Researchers from the RIETE group question the usual guidelines, due to the risk of bleeding
Knowing until when we should keep anticoagulant therapy in patients who have had a thrombosis is not always easy. That’s what a study done by doctors of the RIETE group show in a recently published article in Thrombosis Research.
Usual clinical practice usually extends more than expected the anticoagulant treatment, claim the authors of the article. Either because the doctor wants to make sure that the patient does not develop a new thrombosis or either because the patient does not want to leave the treatment. However, by keeping the treatment, both the doctor and the patient are exposed to another problem: the risk of bleeding, which is higher due to nature of the treatment.
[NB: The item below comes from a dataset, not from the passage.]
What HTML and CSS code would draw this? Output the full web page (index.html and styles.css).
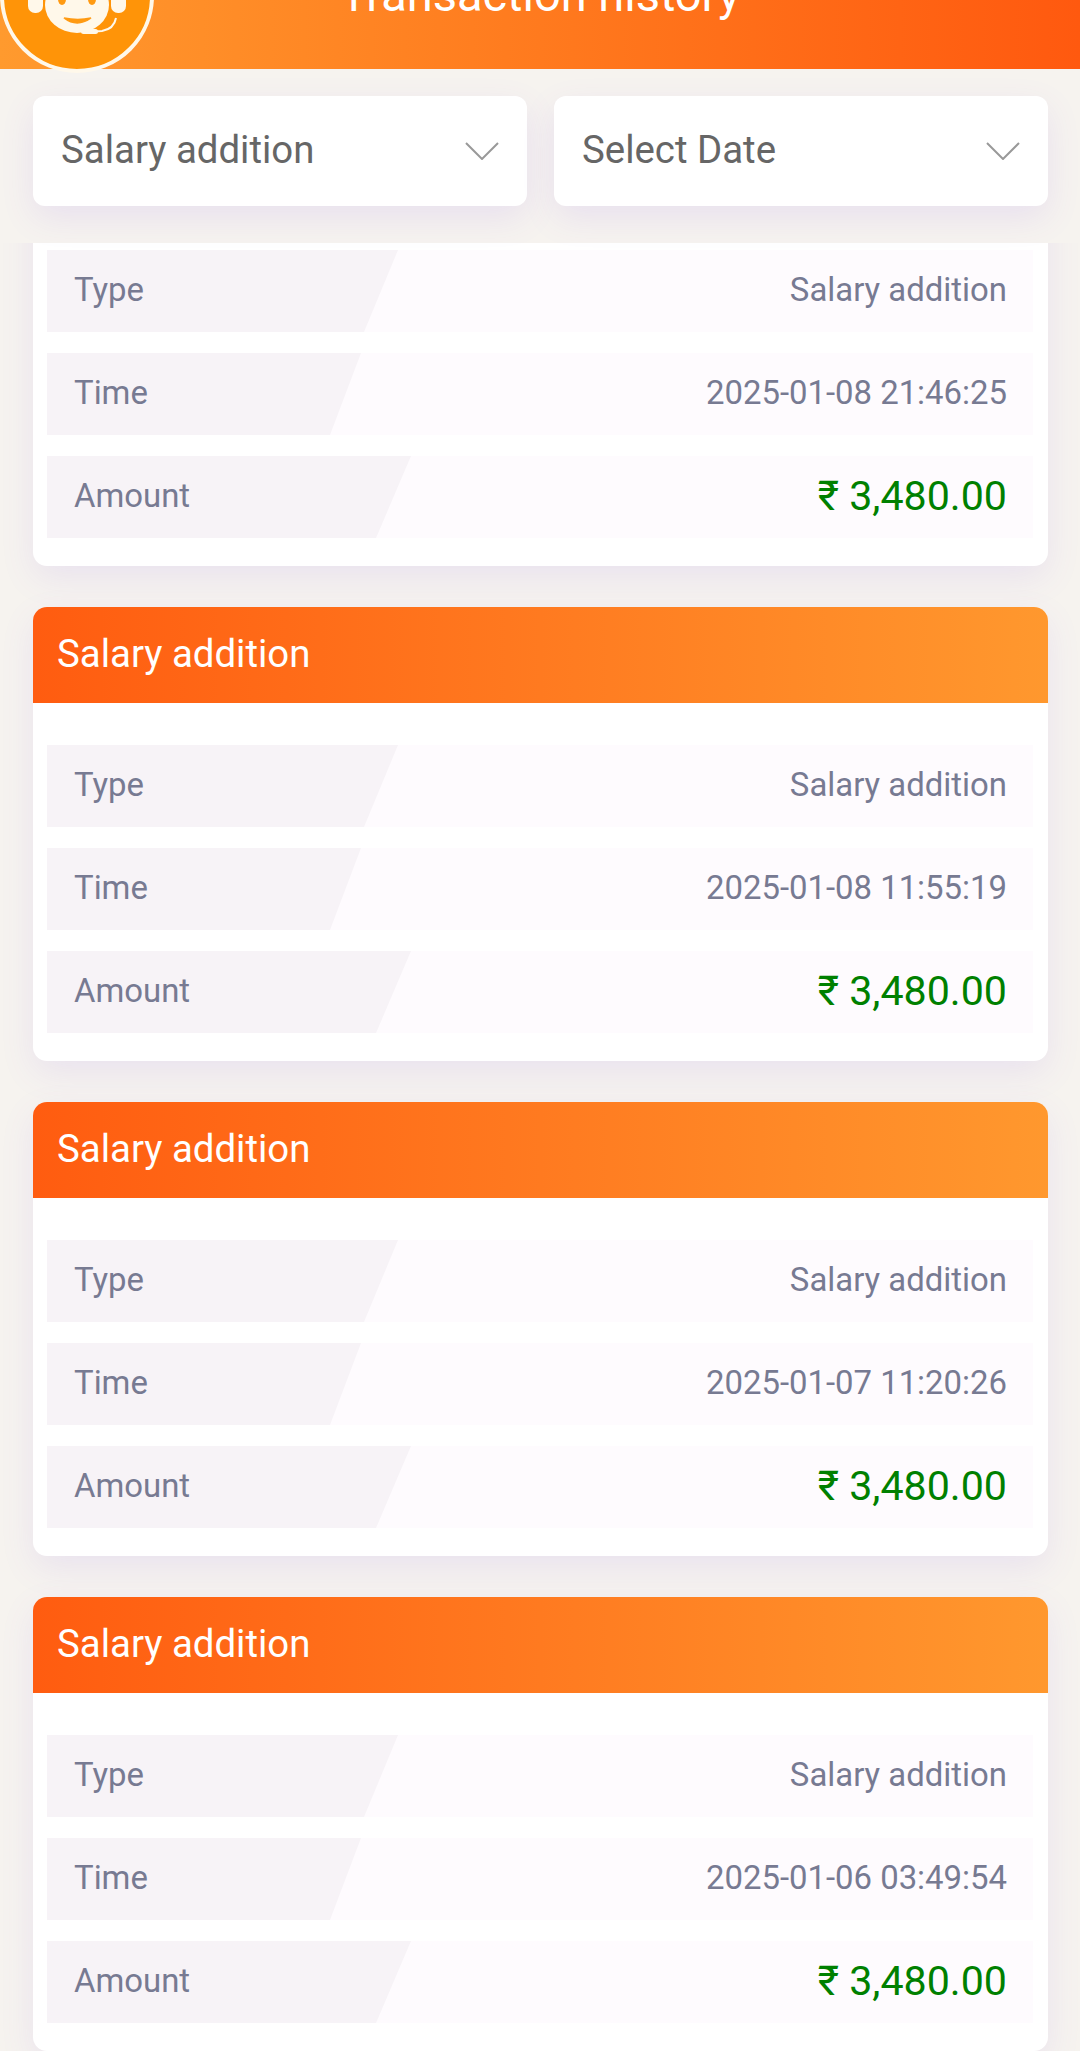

RIETE investigators analysed the evolution of 6.944 patients with a first episode of VTE. Of these patients, 41% had unprovoked VTE, 32% had transient risk factors and 27% had cancer.
Clinical guidelines recommend a 3-months anticoagulant therapy in patients with certain risk factor that will disappear over time (like surgery, pregnancy, immobilization or a treatment with oestrogens). On the other hand, in patients with cancer or unknown cause for thrombosis, a 6-12 months therapy is recommended.
The study concluded that we should make a review of these guidelines, since the aim of avoiding a new thrombosis prevails over the fact of bleedings as a consequence of the treatment. And a bleeding can be more fatal than a new thrombosis.